All have strengths and weaknesses. A number of operators have recently ordered new LNG-fuelled vessels for example, which operate with lower carbon dioxide and sulphur emissions than current vessels. But care is needed. Without dedicated engine systems, burning LNG fuel can lead to the release of methane – so called ‘methane slip’ – a greenhouse gas even more damaging to the environment than carbon dioxide. As a result, if many more vessels switch to LNG, the IMO may need to consider new rules to limit methane emissions in the face of growing concerns that the IMO targets can’t reasonably be met.

For vessel operators, this presents a significant dilemma: which fuel to use and when to stake their bets. The entire decision is one of uncertainty, a balance between conversion costs and future availability, fuel prices and environmental impact – all of which are relatively unknown. The only certainty when it comes to fuel use is that less is more.

Responsible resource use

It doesn’t matter what type of fuel a vessel uses. At the end of the day, to achieve the lowest costs and greatest sustainability, vessels should use as little fuel as possible. All fuels cost money and even extremely low-emission fuels, such as ammonia and hydrogen, incur a ‘carbon cost’ during production. Reducing fuel consumption not only lowers costs, but also reduces carbon emissions – both ‘upstream’ during production and at the ‘stack’ on the vessel.

There is a way to achieve this. A high-performance hull coating will reduce fuel consumption, regardless of the fuel type you choose. This will reduce both your fuel costs and your environmental impact, whether that impact occurs upstream or at the stack. 

How a high-performance hull coating can improve the business case for any fuel

As the business case for any fuel type relies on cost, the proven fuel-saving capability of high-performance hull coatings makes robust commercial sense.

Based on Actiguard technology, Hempel’s Hempaguard hull coatings are widely proven over many years to deliver a fast return on investment. No matter what happens to fuel prices or what fuel is used, a market-leading hull coating system such as Hempel’s Hempaguard X7 or MaX will reduce fuel consumption and associated costs and emissions.

When choosing a hull coating, speed loss reduction is key. Consider a VLCC. The average speed loss using a market average antifouling hull coating is 5.9 per cent over five years.
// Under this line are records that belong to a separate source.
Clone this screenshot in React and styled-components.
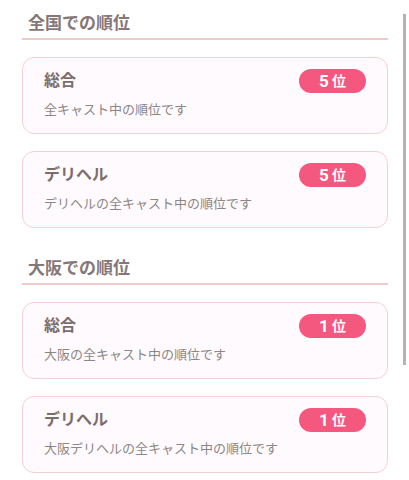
import React from 'react'
import styled, { createGlobalStyle } from 'styled-components'

const GlobalStyle = createGlobalStyle`
  html, body {
    margin: 0;
    padding: 0;
    background: #ffffff;
    overflow: hidden;
  }
  * { box-sizing: border-box; }
`

const Page = styled.div`
  position: relative;
  height: 100vh;
  overflow: hidden;
  background: #ffffff;
  font-family: Roboto, "Noto Sans CJK JP", sans-serif;
`

// scroll indicator laid over the right edge
const ScrollThumb = styled.div`
  position: absolute;
  top: 14px;
  right: 3px;
  width: 3px;
  height: 351px;
  background: #b3b3b3;
`

const Content = styled.div`
  display: flex;
  flex-direction: column;
  gap: 17px;
  padding: 0 21px 0 22px;
`

const Section = styled.section`
  display: flex;
  flex-direction: column;
  gap: 17px;
`

const Heading = styled.h2`
  margin: 0;
  padding: 11px 0 3px 6px;
  font-size: 17px;
  line-height: 24px;
  font-weight: 700;
  color: #857777;
  border-bottom: 2px solid #f1cbcc;
`

const Card = styled.div`
  display: flex;
  flex-direction: column;
  gap: 8px;
  padding: 11px 21px 14px;
  border: 1px solid #f6cfd4;
  border-radius: 12px;
  background: #fffafd;
`

const Row = styled.div`
  display: flex;
  align-items: center;
  justify-content: space-between;
  height: 24px;
`

const Title = styled.div`
  font-size: 16px;
  font-weight: 700;
  color: #7c6d6d;
  line-height: 24px;
`

const Badge = styled.div`
  display: flex;
  align-items: center;
  justify-content: center;
  gap: 3px;
  width: 67px;
  height: 24px;
  border-radius: 12px;
  background: #f5587f;
  color: #ffffff;
  font-weight: 700;
`

const Num = styled.span`
  font-size: 17px;
  line-height: 1;
`

const Unit = styled.span`
  font-size: 14px;
  line-height: 1;
`

const Note = styled.div`
  font-size: 13px;
  line-height: 18px;
  color: #8d8686;
`

const data = [
  {
    area: '全国',
    items: [
      { title: '総合', rank: 5, note: '全キャスト中の順位です' },
      { title: 'デリヘル', rank: 5, note: 'デリヘルの全キャスト中の順位です' },
    ],
  },
  {
    area: '大阪',
    items: [
      { title: '総合', rank: 1, note: '大阪の全キャスト中の順位です' },
      { title: 'デリヘル', rank: 1, note: '大阪デリヘルの全キャスト中の順位です' },
    ],
  },
]

export default function App() {
  return (
    <>
      <GlobalStyle />
      <Page>
        <Content>
          {data.map((sec) => (
            <Section key={sec.area}>
              <Heading>{sec.area}での順位</Heading>
              {sec.items.map((it) => (
                <Card key={it.title}>
                  <Row>
                    <Title>{it.title}</Title>
                    <Badge>
                      <Num>{it.rank}</Num>
                      <Unit>位</Unit>
                    </Badge>
                  </Row>
                  <Note>{it.note}</Note>
                </Card>
              ))}
            </Section>
          ))}
        </Content>
        <ScrollThumb />
      </Page>
    </>
  )
}
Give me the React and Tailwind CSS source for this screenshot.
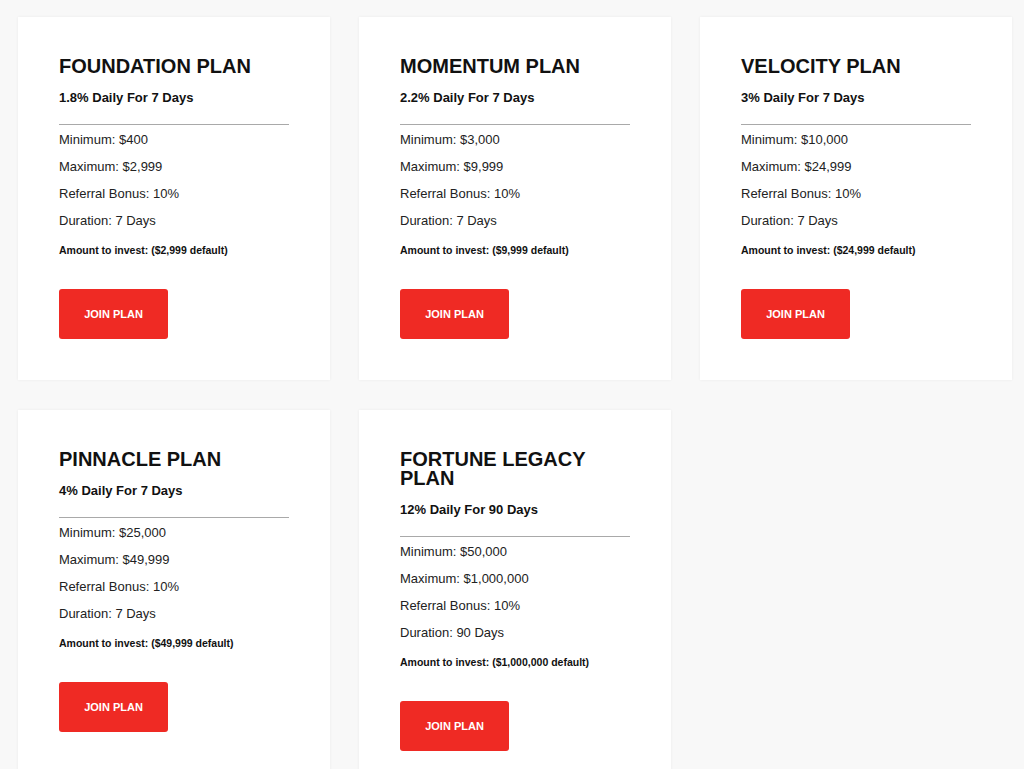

In comparison, Hempaguard X7 has been documented (using the ISO 19030 method) to deliver a maximum speed loss of 1.4 per cent over five years. This corresponds to a fuel saving of 13.5 per cent compared to the market average antifouling hull coating. Even when using low-cost fuels, Hempaguard X7 could deliver an annual saving in the region of USD 1.3 million and a return on investment in under five months.

It’s worth noting that this is significantly faster than other currently available technologies, including Flettner rotors, as the Green Ship of the Future project found out. The project assessed what can be done right now with existing technologies to reduce fuel consumption by 'retrofitting' the current aging fleet. Direct comparisons showed that Hempaguard coatings provide as good as or higher savings than even Flettner rotors, but are far cheaper to install. As a result, Hempaguard coatings will deliver a return on investment within the first year, compared to around ten years for a Flettner rotor.

Hempaguard X7: How differing fuel prices would affect ROI on a VLCC
Base case  
Scenario 2:  Scenario 3: 
 Hempaguard X7 application cost  $500,000  $500,000  $500,000
 Fuel cost per ton  $350  $575  $440
 Cost difference (to base case)  $0 (0%)  $225   $90 
 Saving (compared to market average antifouling)   19.5%  19.5%  19.5%
 Cost saving (lifecycle/interval of 5 years)  $6,979,900  $11,467,000  $8,774,800
 Annual saving  $1,396,000  $2,293,400  $1,755,000
 ROI 4.3 months  2.6 months  3.4 months 

Example vessel: VLCC. Assumptions; daily vessel fuel consumption 80 tonnes, annual activity level 70 per cent. 

Appealing to investors and customers

When it comes to fuel choice, the selection of a high-performance hull coating is the only investment clearly shown to reduce both emissions and costs, whatever fuel is chosen. This makes it both a commercially and environmentally responsible choice.

A high-performance hull coating will lower costs for vessel operators and will make a vessel more attractive to charterers, who are naturally drawn to vessels that operate on lower cost fuel. It will also appeal to investors and customers, who are increasingly strident in their demand for demonstrated lower environmental impact. It is the only certainty in an uncertain landscape.